Moving `bpfilter` to userspace

I was intentionally vague in describing bpfilter as a “userspace program” to leave all the details in this section, so let’s see exactly what this means!

Moving bpfilter to userspace is a big piece of work; let’s define what this involves, just to be clear:

All the kernel-specific code has to be removed. This can be very tedious, depending on the amount of internal APIs used. For example, many BPF instructions (e.g. BPF_ALU64_IMM) are only defined in the kernel’s internal API. Another noticeable miss is the kernel’s linked list, which I had to rewrite (and drop unnecessary constraints on the way).
Move away from the iptables-specific design and implementation: bpfilter only supports iptables, so it is internally very close to iptables’ internal structure and APIs. Having bpfilter as a userspace program would allow more clients than just iptables but requires decoupling iptables-specific code.
Ensure iptables still work. The bpfilter kernel module could hook to the iptables’ getsockopt() and setsockopt() calls, and bypass the kernel to answer the calls directly. This is impossible from userspace, so I had to find a way to preserve this feature.

The choice settled on having bpfilter split into two parts:

The daemon listens on a Unix Domain Socket (UDS). It processes incoming requests according to the content and sends the response back. It can generate a BPF program from scratch and attach it to the kernel.
The library communicates with the daemon through the UDS. It’s lightweight and aims to be linked to the client. The library performs no complex operation: the daemon handles the heavy work.

Design

Let’s have a look at the main structures used in bpfilter:

bpfilter structure

Context (bf_context) is the global context of the daemon, used to store the current state of the application. The context can be serialised to disk and restored, which is necessary if we want to restart the bpfilter daemon without losing the state of loaded BPF programs and maps. Serialised data is also used to store client-specific data: for example, with iptables, it stores the set of rules in iptables format, so we don’t have to translate the BPF programs back into iptables internal structures for each request.
Codegen (bf_codegen) is the structure used to represent filtering rules for a (front, hook) tuple. For example, all the iptables rules attached to the iptables’ INPUT hook will be stored within the same codegen. This way, rules are grouped together and generated into the same BPF program for a common (front, hook), while fronts remain independent from each other.
Programs (bf_program) are… the BPF programs. Currently, there is 1 BPF program generated for each interface, for each (front, hook) set, allowing for interface-specific filtering rules. Each program has its own BPF map to store the rules’ counters: the number of packets and bytes processed by each rule.
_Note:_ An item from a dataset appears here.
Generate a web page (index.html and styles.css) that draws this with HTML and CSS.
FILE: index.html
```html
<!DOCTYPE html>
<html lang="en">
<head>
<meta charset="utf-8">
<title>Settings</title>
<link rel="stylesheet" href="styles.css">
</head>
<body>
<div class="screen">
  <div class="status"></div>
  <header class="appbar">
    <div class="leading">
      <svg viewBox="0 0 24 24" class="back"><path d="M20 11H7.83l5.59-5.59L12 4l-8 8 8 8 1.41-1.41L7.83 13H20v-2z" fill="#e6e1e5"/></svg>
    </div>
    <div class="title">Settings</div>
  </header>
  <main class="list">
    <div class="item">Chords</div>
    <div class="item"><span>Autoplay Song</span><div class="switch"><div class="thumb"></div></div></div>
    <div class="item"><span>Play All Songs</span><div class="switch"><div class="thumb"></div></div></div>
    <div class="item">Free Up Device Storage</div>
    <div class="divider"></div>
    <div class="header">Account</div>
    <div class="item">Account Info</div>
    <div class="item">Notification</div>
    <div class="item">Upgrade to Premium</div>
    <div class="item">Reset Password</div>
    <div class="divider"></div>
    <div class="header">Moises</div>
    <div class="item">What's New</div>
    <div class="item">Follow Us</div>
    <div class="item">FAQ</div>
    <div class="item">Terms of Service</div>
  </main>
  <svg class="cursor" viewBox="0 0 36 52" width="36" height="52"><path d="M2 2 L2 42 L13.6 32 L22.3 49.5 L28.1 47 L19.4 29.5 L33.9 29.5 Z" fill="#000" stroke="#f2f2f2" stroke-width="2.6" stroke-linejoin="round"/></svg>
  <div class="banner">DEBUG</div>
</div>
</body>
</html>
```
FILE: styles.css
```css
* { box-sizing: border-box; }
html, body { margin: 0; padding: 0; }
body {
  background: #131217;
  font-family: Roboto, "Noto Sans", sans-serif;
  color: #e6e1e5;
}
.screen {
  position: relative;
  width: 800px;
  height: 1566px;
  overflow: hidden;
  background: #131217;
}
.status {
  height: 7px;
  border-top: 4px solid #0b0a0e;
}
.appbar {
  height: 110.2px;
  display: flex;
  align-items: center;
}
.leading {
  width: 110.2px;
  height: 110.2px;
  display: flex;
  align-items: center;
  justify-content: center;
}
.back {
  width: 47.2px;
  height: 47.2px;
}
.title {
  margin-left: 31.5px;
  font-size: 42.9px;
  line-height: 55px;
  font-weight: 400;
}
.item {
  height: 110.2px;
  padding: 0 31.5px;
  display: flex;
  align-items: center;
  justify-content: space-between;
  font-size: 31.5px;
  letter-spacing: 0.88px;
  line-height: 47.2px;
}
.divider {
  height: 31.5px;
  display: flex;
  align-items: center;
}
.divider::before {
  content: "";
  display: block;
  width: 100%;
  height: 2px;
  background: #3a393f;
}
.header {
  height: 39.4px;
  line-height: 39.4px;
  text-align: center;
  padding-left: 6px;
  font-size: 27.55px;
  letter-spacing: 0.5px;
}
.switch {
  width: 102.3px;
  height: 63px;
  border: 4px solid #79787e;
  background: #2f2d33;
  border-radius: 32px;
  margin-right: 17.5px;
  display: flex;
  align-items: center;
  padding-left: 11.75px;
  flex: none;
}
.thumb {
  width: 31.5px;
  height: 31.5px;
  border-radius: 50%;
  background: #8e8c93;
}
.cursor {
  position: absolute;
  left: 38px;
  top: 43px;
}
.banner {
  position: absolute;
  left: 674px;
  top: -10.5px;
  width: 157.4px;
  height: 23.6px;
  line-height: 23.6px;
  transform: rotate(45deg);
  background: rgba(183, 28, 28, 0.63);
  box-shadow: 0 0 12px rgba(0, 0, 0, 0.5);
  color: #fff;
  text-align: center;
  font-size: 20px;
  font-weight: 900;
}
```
To summarise, the global context will store a codegen for each (front, hook) tuple, generating a BPF program for each interface.

More about the daemon

The daemon will listen for incoming requests on a UDS. Each request will contain details about the source (e.g. iptables), the actual request (e.g. replace filtering rules, or fetch counters), and the client-specific data that form the request (e.g. list of rules or counters to fetch).

bpfilter and libbpfilter

When the request is received, it’s time for translation: the daemon will translate the client-specific data into a generic format specific to bpfilter; bytecode generation can be shared between multiple fronts. Because of this structure, adding support for a new front (say Tupperware Firewall) comes down to adding the code to translate this front’s data format. The generic data is sent to the generation function after the translation.

Before we continue, let’s talk about “flavor” (or “flavour”), as it’s a term used in the codebase. Do you see how the prototype of a BPF program’s main function differs between TC and XDP? And so is the return value’s meaning? And so are multiple other things, which depend on the BPF program type? Well, from bpfilter’s point of view, that’s a “flavor”. It’s used to generate boilerplate BPF bytecode specific to the BPF program type, so all the programs (whatever their “flavor” is) could be generated the same way.
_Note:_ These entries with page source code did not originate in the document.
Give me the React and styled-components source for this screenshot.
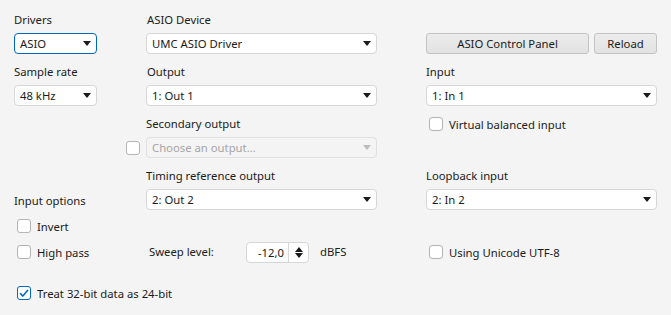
import React from 'react';
import styled, { createGlobalStyle } from 'styled-components';

const GlobalStyle = createGlobalStyle`
  html, body {
    margin: 0;
    padding: 0;
    background: #f4f4f4;
  }
  body {
    font-family: "Segoe UI", "Noto Sans", "Open Sans", sans-serif;
    font-size: 11.3px;
    color: #1b1b1b;
  }
`;

const Page = styled.div`
  width: 671px;
  height: 315px;
  box-sizing: border-box;
  padding: 11px 0 0 14px;
  background: #f4f4f4;
`;

// 5 columns: left column, checkbox slot, middle column, gap, right column
const Row = styled.div`
  display: grid;
  grid-template-columns: 112px 20px 231px 49px 231px;
  align-items: center;
  height: ${p => p.h || 18}px;
  margin-top: ${p => p.mt || 0}px;
`;

const Label = styled.div`
  grid-column: ${p => p.col};
  line-height: 18px;
  white-space: nowrap;
  padding-left: ${p => p.indent || 0}px;
`;

const InlineLabel = styled.div`
  box-sizing: border-box;
  width: ${p => p.w || 'auto'};
  padding-left: ${p => p.indent || 0}px;
  white-space: nowrap;
  line-height: 18px;
`;

const Cell = styled.div`
  grid-column: ${p => p.col};
  display: flex;
  align-items: center;
  min-width: 0;
`;

const SelectBox = styled.div`
  box-sizing: border-box;
  width: ${p => p.w || 231}px;
  height: 21px;
  display: flex;
  align-items: center;
  justify-content: space-between;
  padding: 0 5px 0 5px;
  border: 1px solid ${p => (p.focused ? '#0067c0' : p.disabled ? '#e0e0e0' : '#d6d6d6')};
  border-radius: 4px;
  background: ${p => (p.disabled ? '#f4f4f4' : '#ffffff')};
  color: ${p => (p.disabled ? '#a6a6a6' : '#1b1b1b')};
  white-space: nowrap;
`;

const Arrow = styled.span`
  width: 0;
  height: 0;
  border-left: 4.5px solid transparent;
  border-right: 4.5px solid transparent;
  border-top: 5px solid ${p => (p.disabled ? '#bdbdbd' : '#1b1b1b')};
`;

const Button = styled.div`
  box-sizing: border-box;
  height: 21px;
  width: ${p => p.w}px;
  display: flex;
  align-items: center;
  justify-content: center;
  border: 1px solid #c3c3c3;
  border-radius: 3px;
  background: linear-gradient(#ececec, #e2e2e2);
  color: #1b1b1b;
`;

const Buttons = styled.div`
  grid-column: 5;
  display: flex;
  gap: 5px;
`;

const Check = styled.span`
  box-sizing: border-box;
  width: 14px;
  height: 14px;
  flex: none;
  border: 1px solid ${p => (p.checked ? '#0067c0' : '#b4b4b4')};
  border-radius: 3px;
  background: #fff;
  display: flex;
  align-items: center;
  justify-content: center;
`;

const CheckLine = styled.div`
  grid-column: ${p => p.col};
  display: flex;
  align-items: center;
  gap: 6px;
  padding-left: ${p => p.indent || 0}px;
  white-space: nowrap;
`;

const SpinBox = styled.div`
  box-sizing: border-box;
  width: 63px;
  height: 21px;
  display: flex;
  border: 1px solid #d6d6d6;
  border-radius: 4px;
  background: #fff;
`;

const SpinValue = styled.div`
  flex: 1;
  text-align: right;
  padding-right: 4px;
  line-height: 19px;
`;

const SpinArrows = styled.div`
  width: 19px;
  border-left: 1px solid #d6d6d6;
  display: flex;
  flex-direction: column;
  align-items: center;
  justify-content: center;
  gap: 1px;
`;

const Tri = styled.span`
  width: 0;
  height: 0;
  border-left: 4.5px solid transparent;
  border-right: 4.5px solid transparent;
  ${p => (p.up ? 'border-bottom: 5px solid #1b1b1b;' : 'border-top: 5px solid #1b1b1b;')}
`;

const Select = ({ value, w, focused, disabled }) => (
  <SelectBox w={w} focused={focused} disabled={disabled}>
    <span>{value}</span>
    <Arrow disabled={disabled} />
  </SelectBox>
);

const CheckBox = ({ checked }) => (
  <Check checked={checked}>
    {checked && (
      <svg width="10" height="8" viewBox="0 0 10 8">
        <path d="M1 4.2 L3.8 7 L9 1" fill="none" stroke="#0067c0" strokeWidth="1.6" />
      </svg>
    )}
  </Check>
);

export default function App() {
  return (
    <Page>
      <GlobalStyle />
      <Row>
        <Label col={1}>Drivers</Label>
        <Label col={3} indent={1}>ASIO Device</Label>
      </Row>
      <Row h={21} mt={4}>
        <Cell col={1}><Select value="ASIO" w={83} focused /></Cell>
        <Cell col={3}><Select value="UMC ASIO Driver" /></Cell>
        <Buttons>
          <Button w={163}>ASIO Control Panel</Button>
          <Button w={63}>Reload</Button>
        </Buttons>
      </Row>
      <Row mt={9}>
        <Label col={1}>Sample rate</Label>
        <Label col={3} indent={1}>Output</Label>
        <Label col={5}>Input</Label>
      </Row>
      <Row h={21} mt={4}>
        <Cell col={1}><Select value="48 kHz" w={83} /></Cell>
        <Cell col={3}><Select value="1: Out 1" /></Cell>
        <Cell col={5}><Select value="1: In 1" /></Cell>
      </Row>
      <Row mt={9}>
        <Label col={3}>Secondary output</Label>
        <CheckLine col={5} indent={3}><CheckBox />Virtual balanced input</CheckLine>
      </Row>
      <Row h={21} mt={4}>
        <Cell col={2}><CheckBox /></Cell>
        <Cell col={3}><Select value="Choose an output..." disabled /></Cell>
      </Row>
      <Row mt={9}>
        <Label col={3}>Timing reference output</Label>
        <Label col={5}>Loopback input</Label>
      </Row>
      <Row h={21} mt={4}>
        <Label col={1} style={{ alignSelf: 'end', lineHeight: '19px' }}>Input options</Label>
        <Cell col={3}><Select value="2: Out 2" /></Cell>
        <Cell col={5}><Select value="2: In 2" /></Cell>
      </Row>
      <Row h={20} mt={6}>
        <CheckLine col={1} indent={3}><CheckBox />Invert</CheckLine>
      </Row>
      <Row h={22} mt={5}>
        <CheckLine col={1} indent={3}><CheckBox />High pass</CheckLine>
        <Cell col={3}>
          <InlineLabel w="100px" indent={3}>Sweep level:</InlineLabel>
          <SpinBox>
            <SpinValue>-12,0</SpinValue>
            <SpinArrows>
              <Tri up />
              <Tri />
            </SpinArrows>
          </SpinBox>
          <InlineLabel indent={11}>dBFS</InlineLabel>
        </Cell>
        <CheckLine col={5} indent={3}><CheckBox />Using Unicode UTF-8</CheckLine>
      </Row>
      <Row h={20} mt={20}>
        <CheckLine col="1 / 4" indent={3}><CheckBox checked />Treat 32-bit data as 24-bit</CheckLine>
      </Row>
    </Page>
  );
}
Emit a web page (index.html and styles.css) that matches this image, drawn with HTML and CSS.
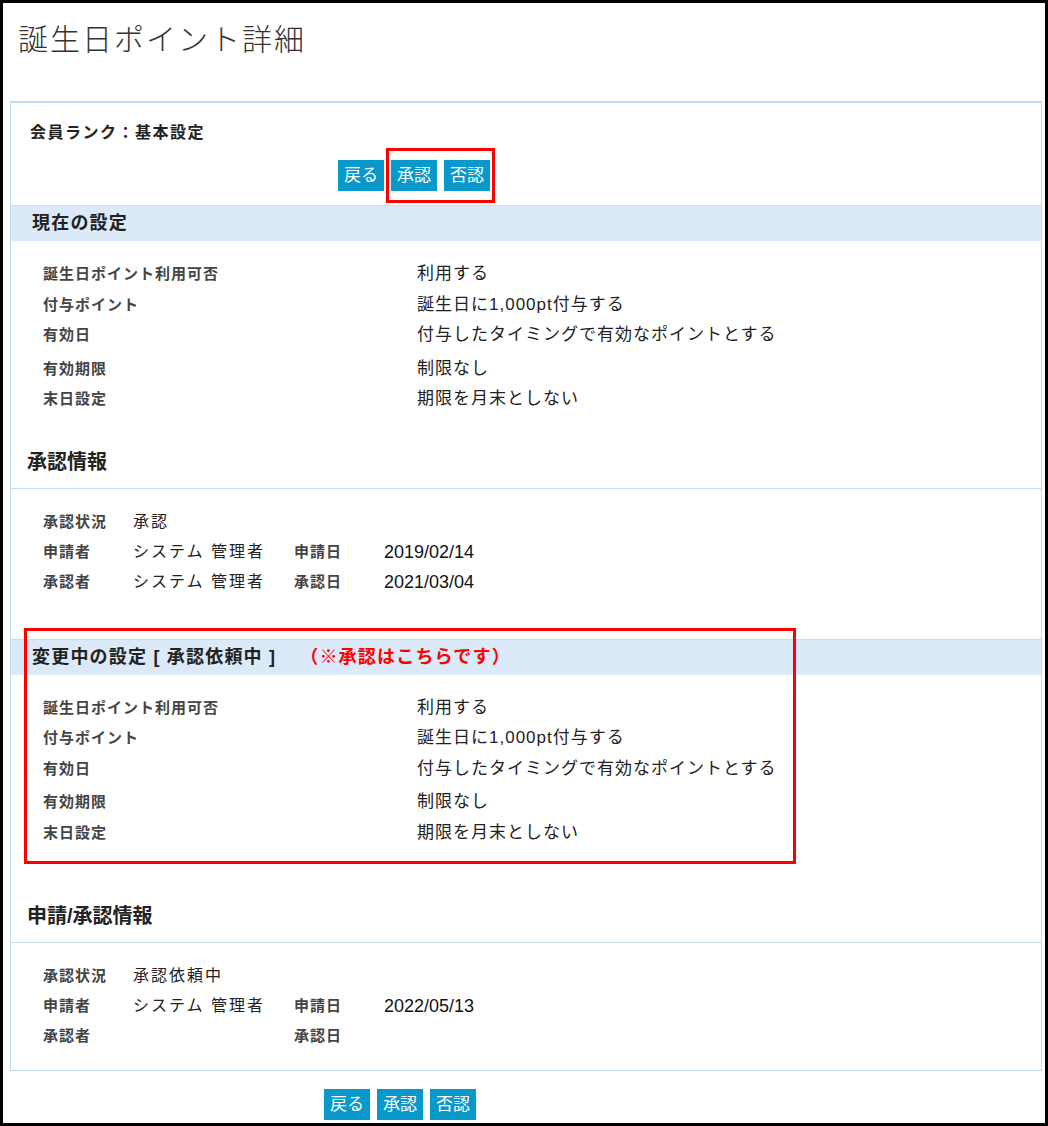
FILE: index.html
```html
<!DOCTYPE html>
<html>
<head>
    <meta charset="utf-8">
    <link rel="stylesheet" href="styles.css">
</head>
<body>
    <div class="frame">
        <h1 class="page-title">誕生日ポイント詳細</h1>

        <div class="panel">
            <p class="rank">会員ランク：基本設定</p>
            <div class="actions actions-top">
                <a class="btn">戻る</a>
                <span class="mark">
                    <a class="btn">承認</a>
                    <a class="btn">否認</a>
                </span>
            </div>

            <h2 class="band">現在の設定</h2>
            <div class="settings">
                <div class="row"><span class="label">誕生日ポイント利用可否</span><span class="value">利用する</span></div>
                <div class="row"><span class="label">付与ポイント</span><span class="value">誕生日に1,000pt付与する</span></div>
                <div class="row"><span class="label">有効日</span><span class="value">付与したタイミングで有効なポイントとする</span></div>
                <div class="row gap"><span class="label">有効期限</span><span class="value">制限なし</span></div>
                <div class="row"><span class="label">末日設定</span><span class="value">期限を月末としない</span></div>
            </div>

            <h3 class="sub-title">承認情報</h3>
            <div class="info">
                <span class="label">承認状況</span><span class="value">承認</span><span></span><span></span>
                <span class="label">申請者</span><span class="value">システム 管理者</span><span class="label">申請日</span><span class="date">2019/02/14</span>
                <span class="label">承認者</span><span class="value">システム 管理者</span><span class="label">承認日</span><span class="date">2021/03/04</span>
            </div>

            <div class="changed">
                <h2 class="band">変更中の設定 [ 承認依頼中 ]<span class="note">（※承認はこちらです）</span></h2>
                <div class="settings">
                    <div class="row"><span class="label">誕生日ポイント利用可否</span><span class="value">利用する</span></div>
                    <div class="row"><span class="label">付与ポイント</span><span class="value">誕生日に1,000pt付与する</span></div>
                    <div class="row"><span class="label">有効日</span><span class="value">付与したタイミングで有効なポイントとする</span></div>
                    <div class="row gap"><span class="label">有効期限</span><span class="value">制限なし</span></div>
                    <div class="row"><span class="label">末日設定</span><span class="value">期限を月末としない</span></div>
                </div>
            </div>

            <h3 class="sub-title second">申請/承認情報</h3>
            <div class="info">
                <span class="label">承認状況</span><span class="value">承認依頼中</span><span></span><span></span>
                <span class="label">申請者</span><span class="value">システム 管理者</span><span class="label">申請日</span><span class="date">2022/05/13</span>
                <span class="label">承認者</span><span class="value"></span><span class="label">承認日</span><span class="date"></span>
            </div>
        </div>

        <div class="actions actions-bottom">
            <a class="btn">戻る</a>
            <a class="btn">承認</a>
            <a class="btn">否認</a>
        </div>
    </div>
</body>
</html>
```

FILE: styles.css
```css
body {
    margin: 0;
    background-color: #fff;
    font-family: "Liberation Sans", "Noto Sans CJK JP", sans-serif;
    color: #222;
}
.frame {
    box-sizing: border-box;
    width: 1048px;
    height: 1126px;
    border: 3px solid #000;
    overflow: hidden;
}
.page-title {
    margin: 19px 0 43px 15px;
    font-size: 30px;
    line-height: 36px;
    font-weight: 300;
    letter-spacing: 2px;
    color: #333;
}
.panel {
    margin: 0 3px 0 7px;
    border: 1px solid #bfdaf2;
    border-top-width: 2px;
}
.rank {
    margin: 18px 0 0 19px;
    font-size: 16px;
    line-height: 24px;
    font-weight: bold;
    letter-spacing: 1.5px;
    color: #222;
}
.actions {
    display: flex;
    gap: 7px;
}
.actions-top {
    margin: 15px 0 0 327px;
}
.actions-bottom {
    margin: 18px 0 0 321px;
}
.mark {
    position: relative;
    display: flex;
    gap: 7px;
}
.mark::after {
    content: "";
    position: absolute;
    top: -12px;
    bottom: -12px;
    left: -5px;
    right: -5px;
    border: 3px solid #f00;
}
.btn {
    display: block;
    padding: 0 6px;
    height: 31px;
    line-height: 31px;
    font-size: 17px;
    color: #fff;
    background-color: #0898c9;
    cursor: pointer;
}
.band {
    margin: 14px 0 0 0;
    padding-left: 21px;
    height: 35px;
    line-height: 35px;
    border-top: 1px solid #c6dcf1;
    background-color: #dbe9f8;
    font-size: 18px;
    font-weight: bold;
    letter-spacing: 1.2px;
    color: #222;
}
.note {
    margin-left: 24px;
    color: #f00;
}
.settings {
    padding: 18px 0 0 32px;
}
.row {
    display: grid;
    grid-template-columns: 374px auto;
    line-height: 30.5px;
}
.row.gap {
    margin-top: 3px;
}
.label {
    font-size: 15px;
    font-weight: bold;
    letter-spacing: 1px;
    color: #444;
}
.value {
    font-size: 17px;
    letter-spacing: 1px;
    color: #222;
}
.date {
    font-size: 18px;
    color: #111;
}
.sub-title {
    margin: 32px 0 0 0;
    padding: 0 0 11px 16px;
    line-height: 30px;
    font-size: 20px;
    font-weight: bold;
    color: #222;
    border-bottom: 1px solid #c6dcf1;
}
.sub-title.second {
    margin-top: 37px;
}
.info {
    display: grid;
    grid-template-columns: 90px 161px 90px auto;
    padding: 18px 0 19px 32px;
    line-height: 30px;
}
.info .value {
    font-size: 16px;
    letter-spacing: 2px;
}
.changed {
    position: relative;
    margin-top: 23px;
    padding-bottom: 16px;
}
.changed .band {
    margin-top: 0;
}
.changed::after {
    content: "";
    position: absolute;
    top: -11px;
    bottom: 0;
    left: 13px;
    width: 772px;
    box-sizing: border-box;
    border: 3px solid #f00;
}
```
The BPF program generation feeds from the generic bpfilter data structures: codegens from the request are provided by the translation function, and the generation function will then create the BPF programs for it. Using the flavor-specific callbacks (struct bf_flavor_ops), it will generate a boilerplate to store the packet size, initialise a couple of registers, and then unroll all the filtering rules into BPF bytecode to be evaluated sequentially at runtime. When all the rules and the code for counters update are generated, the programs are pushed to the management function of bpfilter.

The last part of the process is management (for lack of a better name). This part will use the flavor-specific functions to load the BPF programs to the kernel and attach them to their hook. Any existing bpfilter program previously loaded and attached for this (front, hook, interface) set will be unloaded.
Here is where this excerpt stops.